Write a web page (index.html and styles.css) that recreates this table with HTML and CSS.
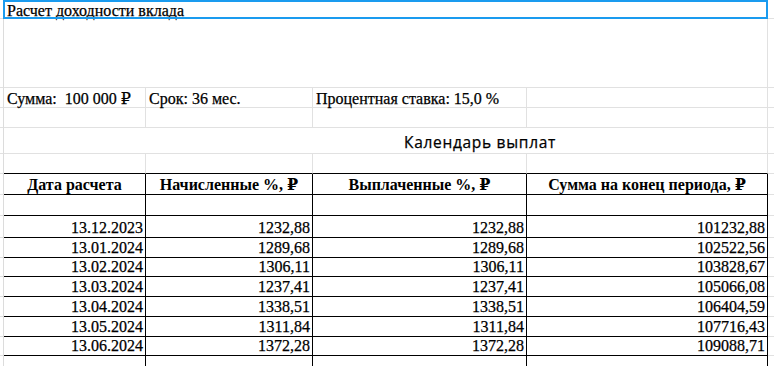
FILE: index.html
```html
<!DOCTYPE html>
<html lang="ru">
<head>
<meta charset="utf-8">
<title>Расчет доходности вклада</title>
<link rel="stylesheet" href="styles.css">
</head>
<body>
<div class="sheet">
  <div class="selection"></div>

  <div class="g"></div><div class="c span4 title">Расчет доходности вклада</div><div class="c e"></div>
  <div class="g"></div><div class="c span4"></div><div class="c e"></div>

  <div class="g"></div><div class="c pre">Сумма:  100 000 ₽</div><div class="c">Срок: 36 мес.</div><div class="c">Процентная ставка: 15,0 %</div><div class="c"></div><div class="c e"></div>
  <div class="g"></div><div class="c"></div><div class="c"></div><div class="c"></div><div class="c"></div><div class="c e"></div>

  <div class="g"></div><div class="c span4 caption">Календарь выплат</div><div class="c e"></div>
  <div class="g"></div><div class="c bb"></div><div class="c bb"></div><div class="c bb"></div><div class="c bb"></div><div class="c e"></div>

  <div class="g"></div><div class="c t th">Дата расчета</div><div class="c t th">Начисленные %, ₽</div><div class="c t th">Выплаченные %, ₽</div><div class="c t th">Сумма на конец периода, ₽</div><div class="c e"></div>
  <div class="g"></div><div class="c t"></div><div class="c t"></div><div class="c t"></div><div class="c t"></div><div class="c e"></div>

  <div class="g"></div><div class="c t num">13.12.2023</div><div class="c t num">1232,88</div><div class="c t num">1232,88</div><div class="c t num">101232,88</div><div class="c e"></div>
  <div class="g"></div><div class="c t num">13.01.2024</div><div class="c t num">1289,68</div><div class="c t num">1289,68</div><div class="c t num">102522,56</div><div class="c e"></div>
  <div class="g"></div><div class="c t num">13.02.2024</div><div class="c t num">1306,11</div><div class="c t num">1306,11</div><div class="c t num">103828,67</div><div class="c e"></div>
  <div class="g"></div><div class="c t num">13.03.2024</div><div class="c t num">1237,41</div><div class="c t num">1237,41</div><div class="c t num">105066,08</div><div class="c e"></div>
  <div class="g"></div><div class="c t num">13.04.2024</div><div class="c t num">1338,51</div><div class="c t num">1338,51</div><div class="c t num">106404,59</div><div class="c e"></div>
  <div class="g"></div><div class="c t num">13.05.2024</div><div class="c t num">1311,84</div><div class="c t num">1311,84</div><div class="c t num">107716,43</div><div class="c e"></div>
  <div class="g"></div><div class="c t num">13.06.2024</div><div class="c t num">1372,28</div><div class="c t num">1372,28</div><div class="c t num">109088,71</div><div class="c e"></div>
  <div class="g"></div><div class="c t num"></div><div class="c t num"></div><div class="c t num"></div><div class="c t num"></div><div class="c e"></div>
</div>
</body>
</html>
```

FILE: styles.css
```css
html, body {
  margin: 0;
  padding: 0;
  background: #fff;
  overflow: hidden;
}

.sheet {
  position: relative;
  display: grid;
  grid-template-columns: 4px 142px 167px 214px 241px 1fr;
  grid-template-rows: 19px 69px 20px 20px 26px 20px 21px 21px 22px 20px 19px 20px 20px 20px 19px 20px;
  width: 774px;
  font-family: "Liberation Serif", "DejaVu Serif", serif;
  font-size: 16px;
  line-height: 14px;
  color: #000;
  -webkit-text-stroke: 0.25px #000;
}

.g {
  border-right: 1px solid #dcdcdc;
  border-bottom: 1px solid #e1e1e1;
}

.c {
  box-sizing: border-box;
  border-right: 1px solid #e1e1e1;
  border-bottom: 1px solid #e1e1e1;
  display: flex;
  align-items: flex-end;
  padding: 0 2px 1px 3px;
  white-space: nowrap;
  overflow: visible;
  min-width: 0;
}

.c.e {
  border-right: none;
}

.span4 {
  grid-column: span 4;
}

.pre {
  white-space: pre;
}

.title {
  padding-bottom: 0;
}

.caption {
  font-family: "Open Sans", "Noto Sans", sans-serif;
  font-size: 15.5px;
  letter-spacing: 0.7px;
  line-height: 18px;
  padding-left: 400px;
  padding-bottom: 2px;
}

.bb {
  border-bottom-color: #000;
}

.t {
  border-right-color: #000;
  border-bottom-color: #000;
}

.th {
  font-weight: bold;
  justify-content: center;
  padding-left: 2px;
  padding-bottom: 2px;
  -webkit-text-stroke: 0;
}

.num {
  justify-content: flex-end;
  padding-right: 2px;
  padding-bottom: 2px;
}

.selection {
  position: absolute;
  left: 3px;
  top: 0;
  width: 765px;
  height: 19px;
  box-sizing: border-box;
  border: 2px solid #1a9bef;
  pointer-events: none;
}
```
■ ■ ■ ■ ■ ■ ■
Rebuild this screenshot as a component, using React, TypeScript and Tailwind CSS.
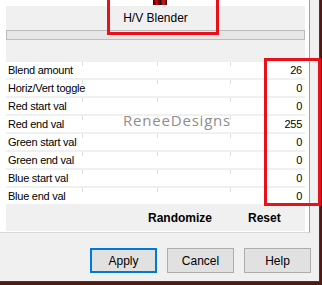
■ ■ ■ ■ ■ ■ ■
▸ What the task asks
Search the lines above for the string "index", then show every one that has it.

▸ Exercise solution
Write a web page (index.html and styles.css) that recreates this table with HTML and CSS.
FILE: index.html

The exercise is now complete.